Provided material:
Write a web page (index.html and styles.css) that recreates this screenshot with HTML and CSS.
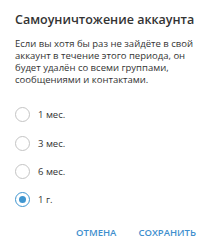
FILE: index.html
```html
<!DOCTYPE html>
<html lang="ru">
<head>
  <meta charset="UTF-8">
  <title>Самоуничтожение аккаунта</title>
  <link rel="stylesheet" href="styles.css">
</head>
<body>
  <div class="box">
    <h2>Самоуничтожение аккаунта</h2>
    <p class="note">Если вы хотя бы раз не зайдёте в свой аккаунт в течение этого периода, он будет удалён со всеми группами, сообщениями и контактами.</p>

    <div class="options">
      <label class="option"><span class="radio"></span>1 мес.</label>
      <label class="option"><span class="radio"></span>3 мес.</label>
      <label class="option"><span class="radio"></span>6 мес.</label>
      <label class="option checked"><span class="radio"></span>1 г.</label>
    </div>

    <div class="buttons">
      <button>Отмена</button>
      <button>Сохранить</button>
    </div>
  </div>
</body>
</html>
```

FILE: styles.css
```css
* {
  box-sizing: border-box;
}

body {
  margin: 0;
  background: #ffffff;
  font-family: 'Open Sans', sans-serif;
  color: #333333;
}

.box {
  padding: 12px 16px 0 15px;
}

.box h2 {
  margin: 0;
  font-size: 12.5px;
  font-weight: 600;
  line-height: 16px;
  color: #333333;
}

.note {
  margin: 9.5px 0 0;
  font-size: 9.5px;
  line-height: 12.3px;
  color: #333333;
}

.options {
  display: flex;
  flex-direction: column;
  gap: 13.3px;
  margin-top: 20.8px;
}

.option {
  display: flex;
  align-items: center;
  gap: 8px;
  font-size: 9.5px;
  height: 15px;
  color: #333333;
}

.radio {
  width: 15px;
  height: 15px;
  border: 1.5px solid #c4c4c4;
  border-radius: 50%;
  display: flex;
  align-items: center;
  justify-content: center;
}

.option.checked .radio {
  border-color: #3f96d0;
}

.option.checked .radio::after {
  content: '';
  width: 7px;
  height: 7px;
  border-radius: 50%;
  background: #3f96d0;
}

.buttons {
  display: flex;
  justify-content: flex-end;
  gap: 22px;
  margin-top: 19px;
  padding-right: 1px;
}

.buttons button {
  background: none;
  border: none;
  padding: 0;
  line-height: 13px;
  font-family: 'Open Sans', sans-serif;
  font-size: 9.5px;
  font-weight: 600;
  text-transform: uppercase;
  color: #3f8fce;
  cursor: pointer;
}
```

What you have to do: Extract all the data above exactly, excluding every picture.

Solution:
Write a web page (index.html and styles.css) that recreates this screenshot with HTML and CSS.
FILE: index.html
```html
<!DOCTYPE html>
<html lang="ru">
<head>
  <meta charset="UTF-8">
  <title>Самоуничтожение аккаунта</title>
  <link rel="stylesheet" href="styles.css">
</head>
<body>
  <div class="box">
    <h2>Самоуничтожение аккаунта</h2>
    <p class="note">Если вы хотя бы раз не зайдёте в свой аккаунт в течение этого периода, он будет удалён со всеми группами, сообщениями и контактами.</p>

    <div class="options">
      <label class="option"><span class="radio"></span>1 мес.</label>
      <label class="option"><span class="radio"></span>3 мес.</label>
      <label class="option"><span class="radio"></span>6 мес.</label>
      <label class="option checked"><span class="radio"></span>1 г.</label>
    </div>

    <div class="buttons">
      <button>Отмена</button>
      <button>Сохранить</button>
    </div>
  </div>
</body>
</html>
```

FILE: styles.css
```css
* {
  box-sizing: border-box;
}

body {
  margin: 0;
  background: #ffffff;
  font-family: 'Open Sans', sans-serif;
  color: #333333;
}

.box {
  padding: 12px 16px 0 15px;
}

.box h2 {
  margin: 0;
  font-size: 12.5px;
  font-weight: 600;
  line-height: 16px;
  color: #333333;
}

.note {
  margin: 9.5px 0 0;
  font-size: 9.5px;
  line-height: 12.3px;
  color: #333333;
}

.options {
  display: flex;
  flex-direction: column;
  gap: 13.3px;
  margin-top: 20.8px;
}

.option {
  display: flex;
  align-items: center;
  gap: 8px;
  font-size: 9.5px;
  height: 15px;
  color: #333333;
}

.radio {
  width: 15px;
  height: 15px;
  border: 1.5px solid #c4c4c4;
  border-radius: 50%;
  display: flex;
  align-items: center;
  justify-content: center;
}

.option.checked .radio {
  border-color: #3f96d0;
}

.option.checked .radio::after {
  content: '';
  width: 7px;
  height: 7px;
  border-radius: 50%;
  background: #3f96d0;
}

.buttons {
  display: flex;
  justify-content: flex-end;
  gap: 22px;
  margin-top: 19px;
  padding-right: 1px;
}

.buttons button {
  background: none;
  border: none;
  padding: 0;
  line-height: 13px;
  font-family: 'Open Sans', sans-serif;
  font-size: 9.5px;
  font-weight: 600;
  text-transform: uppercase;
  color: #3f8fce;
  cursor: pointer;
}
```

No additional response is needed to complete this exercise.